Care City Year in Review 2021/22
Our Annual Report reflects on our workforce, innovation and research activity over 2021/22.
Over 2021/2022 we continued to further our joint mission of both health and social care whilst at the same time improving career opportunities for people in our locality. In fact, given that this year has seen the biggest staff shortages ever in health and social care services, it is difficult to see how the services can be improved without welcoming people into jobs who would not, in the past, have seen working in health and social care as for them. Care City helped to develop a relationship between these services and hundreds of people who had never thought of working in care.
One of the analogies that I developed over this year questioned the idea that a ‘ladder’ existed between health and social care employers and the large number of people who do not get good qualifications at the age of 18. The analogy of a ladder is one that everyone likes to use to describe what they think they are doing – providing a ladder of opportunity. In fact, there isn’t a ladder. For millions of people there are simply no rungs to climb up. There is nothing but a gap between where they are and where the jobs are. This makes millions of people think that this work ‘is not for me’.

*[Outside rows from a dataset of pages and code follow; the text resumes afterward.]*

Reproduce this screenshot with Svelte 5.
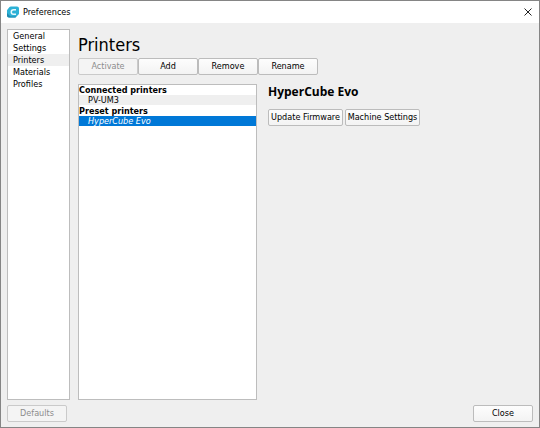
<script lang="ts">
	const pages = ['General', 'Settings', 'Printers', 'Materials', 'Profiles'];
	const groups = [
		{ title: 'Connected printers', printers: ['PV-UM3'] },
		{ title: 'Preset printers', printers: ['HyperCube Evo'] }
	];

	let page = $state('Printers');
	let printer = $state('HyperCube Evo');
	let active = $state('HyperCube Evo');
</script>

<div class="window">
	<header class="titlebar">
		<svg class="logo" viewBox="0 0 24 24" aria-hidden="true">
			<path d="M8 1h12a4 4 0 0 1 4 4v9a4 4 0 0 1-1 3l-5 5a4 4 0 0 1-3 1H4a4 4 0 0 1-4-4v-9a4 4 0 0 1 1-3l4-5a4 4 0 0 1 3-1z" fill="#2cb1d6" />
			<path d="M0 14v5a4 4 0 0 0 4 4h11a4 4 0 0 0 3-1l1-1H7z" fill="#2088ad" />
			<path d="M18 7.500h-5a4.500 4.500 0 0 0 0 9h5" fill="none" stroke="#e8f8fc" stroke-width="3" />
		</svg>
		<span class="caption">Preferences</span>
		<button class="close-x" aria-label="Close window">
			<svg viewBox="0 0 8 8" aria-hidden="true">
				<path d="M0.5 0.5l7 7M7.5 0.5l-7 7" stroke="#222" stroke-width="1" />
			</svg>
		</button>
	</header>

	<div class="content">
		<nav class="pages">
			{#each pages as name}
				<button class="page" class:current={page == name} onclick={() => (page = name)}>{name}</button>
			{/each}
		</nav>

		<main class="main">
			<h1>{page}</h1>
			<div class="toolbar">
				<button class="btn" disabled={printer == active} onclick={() => (active = printer)}>Activate</button>
				<button class="btn">Add</button>
				<button class="btn">Remove</button>
				<button class="btn">Rename</button>
			</div>
			<div class="panes">
				<div class="tree">
					{#each groups as group}
						<div class="group">{group.title}</div>
						{#each group.printers as name}
							<button
								class="printer"
								class:active={active == name}
								class:selected={printer == name}
								onclick={() => (printer = name)}>{name}</button
							>
						{/each}
					{/each}
				</div>
				<section class="details">
					<h2>{printer}</h2>
					<div class="actions">
						<button class="btn action">Update Firmware</button>
						<button class="btn action">Machine Settings</button>
					</div>
				</section>
			</div>
		</main>
	</div>

	<footer class="footer">
		<button class="btn" disabled>Defaults</button>
		<button class="btn">Close</button>
	</footer>
</div>

<style>
	:global(body) {
		margin: 0;
	}
	.window {
		display: flex;
		flex-direction: column;
		box-sizing: border-box;
		min-height: 100vh;
		border: 1px solid #858585;
		background: #efefef;
		color: #000;
		font-family: 'DejaVu Sans Condensed', 'DejaVu Sans', sans-serif;
		font-size: 9px;
	}
	button {
		font: inherit;
		color: inherit;
	}
	.titlebar {
		display: flex;
		align-items: center;
		height: 22px;
		padding: 0 6px;
		background: #fff;
	}
	.logo {
		width: 12px;
		height: 12px;
	}
	.caption {
		margin-left: 4px;
	}
	.close-x {
		display: flex;
		margin-left: auto;
		padding: 0 1px;
		border: none;
		background: none;
	}
	.close-x svg {
		width: 8px;
		height: 8px;
	}
	.content {
		display: flex;
		flex: 1;
		gap: 8px;
		padding: 6px 6px 0;
	}
	.pages {
		display: flex;
		flex-direction: column;
		box-sizing: border-box;
		width: 63px;
		border: 1px solid #bdbdbd;
		background: #fff;
	}
	.page {
		height: 12px;
		padding: 0 5px;
		border: none;
		background: none;
		line-height: 12px;
		text-align: left;
	}
	.page.current {
		background: #efefef;
	}
	.main {
		display: flex;
		flex: 1;
		flex-direction: column;
	}
	h1 {
		margin: 0;
		padding: 4px 0 1px;
		font-size: 18px;
		font-weight: 400;
		line-height: 24px;
	}
	.toolbar {
		display: flex;
	}
	.btn {
		box-sizing: border-box;
		width: 60px;
		height: 17px;
		padding: 0;
		border: 1px solid #bcbcbc;
		border-radius: 2px;
		background: linear-gradient(#fdfdfd, #f3f3f3);
		line-height: 15px;
		white-space: nowrap;
	}
	.btn:disabled {
		border-color: #cacaca;
		background: #f4f4f4;
		color: #8c8c8c;
	}
	.panes {
		display: flex;
		flex: 1;
		gap: 11px;
		padding-top: 9px;
	}
	.tree {
		display: flex;
		flex-direction: column;
		box-sizing: border-box;
		width: 34%;
		min-width: 179px;
		border: 1px solid #bdbdbd;
		background: #fff;
	}
	.group {
		font-weight: 700;
		line-height: 10px;
	}
	.printer + .group {
		padding-top: 1px;
	}
	.printer {
		height: 10px;
		padding: 0 9px;
		border: none;
		background: #efefef;
		line-height: 10px;
		text-align: left;
	}
	.printer.active {
		font-style: italic;
	}
	.printer.selected {
		background: #0078d7;
		color: #fff;
	}
	h2 {
		margin: 0;
		font-family: 'Open Sans', sans-serif;
		font-size: 12px;
		line-height: 16px;
	}
	.actions {
		display: flex;
		gap: 2px;
		padding-top: 9px;
	}
	.action {
		width: 75px;
	}
	.footer {
		display: flex;
		justify-content: space-between;
		padding: 5px 6px;
	}
</style>
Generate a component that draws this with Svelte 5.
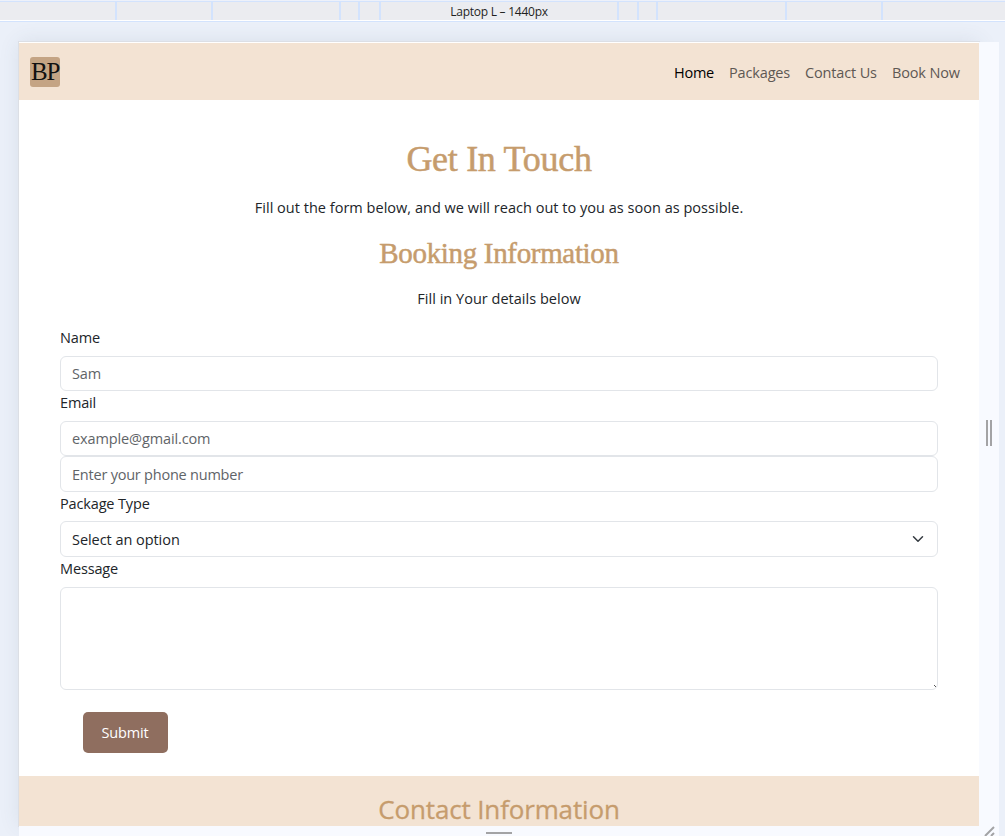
<script>
  const segments = [117, 96, 128, 19, 21, 238, 20, 19, 129, 96];
  const links = [
    { label: 'Home', width: 40, active: true },
    { label: 'Packages', width: 61 },
    { label: 'Contact Us', width: 72 },
    { label: 'Book Now', width: 69 }
  ];
</script>

<div class="device">
  <div class="ruler">
    {#each segments as w}
      <i style="width: {w}px"></i>
    {/each}
    <span>Laptop L – 1440px</span>
  </div>

  <div class="stage">
    <div class="page">
      <nav>
        <div class="logo"><span>BP</span></div>
        <div class="links">
          {#each links as l}
            <a href="#top" class:active={l.active} style="width: {l.width}px">{l.label}</a>
          {/each}
        </div>
      </nav>

      <main>
        <h1>Get In Touch</h1>
        <p class="lead">Fill out the form below, and we will reach out to you as soon as possible.</p>
        <h2>Booking Information</h2>
        <p class="sub">Fill in Your details below</p>

        <form>
          <label for="name">Name</label>
          <input id="name" placeholder="Sam" />
          <label for="email">Email</label>
          <input id="email" placeholder="example@gmail.com" />
          <input id="phone" placeholder="Enter your phone number" />
          <label for="package">Package Type</label>
          <div class="select" id="package">
            <span>Select an option</span>
            <svg width="12" height="12" viewBox="0 0 16 16"><path d="m2 5 6 6 6-6" /></svg>
          </div>
          <label for="message">Message</label>
          <div class="area">
            <textarea id="message"></textarea>
            <svg width="3" height="3" viewBox="0 0 3 3"><path d="M0 0h1v1H0zM1 1h1v1H1z" /></svg>
          </div>
          <button type="button">Submit</button>
        </form>
      </main>

      <section><h3>Contact Information</h3></section>
    </div>

    <div class="side"><i></i><i></i></div>
    <div class="bottom">
      <i></i>
      <svg width="12" height="10" viewBox="0 0 12 10"><path d="M1 10 10 1M7 10 10 7" /></svg>
    </div>
  </div>
</div>

<style>
  :global(body) { overflow: hidden; }
  * { box-sizing: border-box; }
  .device {
    width: 1005px; height: 836px; overflow: hidden;
    display: flex; flex-direction: column;
    background: #ebf0f9;
    font-family: "Open Sans", sans-serif;
    color: #212529;
  }
  .ruler {
    position: relative; flex: none; display: flex;
    height: 22px; margin-bottom: 20px;
    border-top: 1px solid #edf1fa; border-bottom: 1px solid #d3e3fd;
    background: linear-gradient(#d3e3fd 1px, #ebecf0 1px 19px, #fff 19px);
  }
  .ruler i { flex: none; height: 19px; border-right: 2px solid #d3e3fd; }
  .ruler span {
    position: absolute; left: 0; right: 7px; top: 2px;
    text-align: center; font-size: 12px; line-height: 17px; letter-spacing: -0.25px; color: #1f1f1f;
  }
  .stage {
    flex: none; width: 980px; height: 794px; margin-left: 19px;
    display: grid; grid-template-columns: 960px 20px; grid-template-rows: 784px 10px;
  }
  .page {
    height: 784px; padding-top: 1px; background: #fff;
    box-shadow: 0 0 0 1px #dcdfe5, 0 0 20px rgba(60, 80, 100, 0.11);
    display: flex; flex-direction: column; overflow: hidden;
  }
  nav {
    flex: none; height: 57px; padding: 1px 18px 0 11px; background: #f3e3d3;
    display: flex; align-items: center; justify-content: space-between;
  }
  .logo {
    width: 30px; height: 30px; border-radius: 3px; background: #c4a484;
    display: flex; align-items: center; justify-content: center;
    font: 25px/30px "Liberation Serif", serif; color: #111;
  }
  .logo span { letter-spacing: -1.2px; }
  .links { display: flex; gap: 15px; padding-top: 2px; }
  .links a {
    white-space: nowrap; font-size: 14.5px; line-height: 24px; letter-spacing: -0.15px;
    color: #5e5853; text-decoration: none;
  }
  .links a.active { color: #000; letter-spacing: -0.25px; }
  main { flex: none; height: 676px; padding: 37px 41px 0; }
  h1, h2, h3, p { margin: 0; text-align: center; font-weight: 400; }
  h1, h2 { font-family: "Liberation Serif", serif; color: #c69c6d; -webkit-text-stroke: 0.5px #c69c6d; }
  h1 { font-size: 36px; line-height: 44px; letter-spacing: -0.3px; }
  h2 { font-size: 29px; line-height: 36px; margin-top: 16px; letter-spacing: -0.33px; }
  p { font-size: 14.5px; line-height: 22px; letter-spacing: 0.02px; }
  .lead { margin-top: 16px; }
  .sub { margin-top: 17px; }
  form { display: flex; flex-direction: column; margin-top: 16px; }
  label { height: 29.5px; font-size: 14.5px; line-height: 24px; letter-spacing: -0.15px; }
  input, .select, textarea {
    width: 878px; height: 35.5px; padding: 1px 11px 0; margin: 0;
    border: 1px solid #e2e5e9; border-radius: 6px; background: #fff; outline: none;
    font: 14.5px "Open Sans", sans-serif; letter-spacing: -0.12px; color: #212529;
  }
  input::placeholder { color: #5f6468; opacity: 1; }
  #phone { letter-spacing: -0.22px; }
  .select { display: flex; align-items: center; justify-content: space-between; padding-right: 13px; letter-spacing: -0.05px; }
  .select svg { margin-bottom: 1px; }
  .select svg path { fill: none; stroke: #343a40; stroke-width: 2; stroke-linecap: round; stroke-linejoin: round; }
  .area { position: relative; height: 103px; margin-top: 1px; }
  textarea { display: block; height: 103px; resize: none; }
  .area svg { position: absolute; right: 1px; bottom: 2px; fill: #555; }
  button {
    width: 85px; height: 41px; margin: 21.5px 0 0 22.5px; padding: 0;
    border: 0; border-radius: 5px; background: #8f6e5f; color: #fff;
    font: 14.5px "Open Sans", sans-serif; letter-spacing: -0.2px;
  }
  section { flex: 1; padding-top: 15px; background: #f3e3d3; overflow: hidden; }
  h3 { font-size: 26px; line-height: 36px; letter-spacing: -0.15px; color: #c69c6d; -webkit-text-stroke: 0.3px #c69c6d; }
  .side { background: #f8faff; display: flex; align-items: center; justify-content: center; gap: 2px; padding-bottom: 2px; }
  .side i { width: 2px; height: 26px; background: #a3a3a5; }
  .bottom { grid-column: 1 / 3; background: #f8faff; display: flex; justify-content: space-between; }
  .bottom i { width: 26px; height: 2px; margin: 6px 0 0 467px; background: #a3a3a5; }
  .bottom svg { margin-right: 3px; }
  .bottom path { fill: none; stroke: #a3a3a5; stroke-width: 2; }
</style>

Professor Paul Corrigan, Chair, Care City Board of Trustees
Care City is putting rungs in that ladder – rungs that people can see and start climbing, through their own hard work towards these new jobs. This is a start. And given the shortages of staff, Care City must continue for some years to come, recreate these relationships with potential staff. We also need to make sure we work with both NHS and social care employers to create new routes for entry into work.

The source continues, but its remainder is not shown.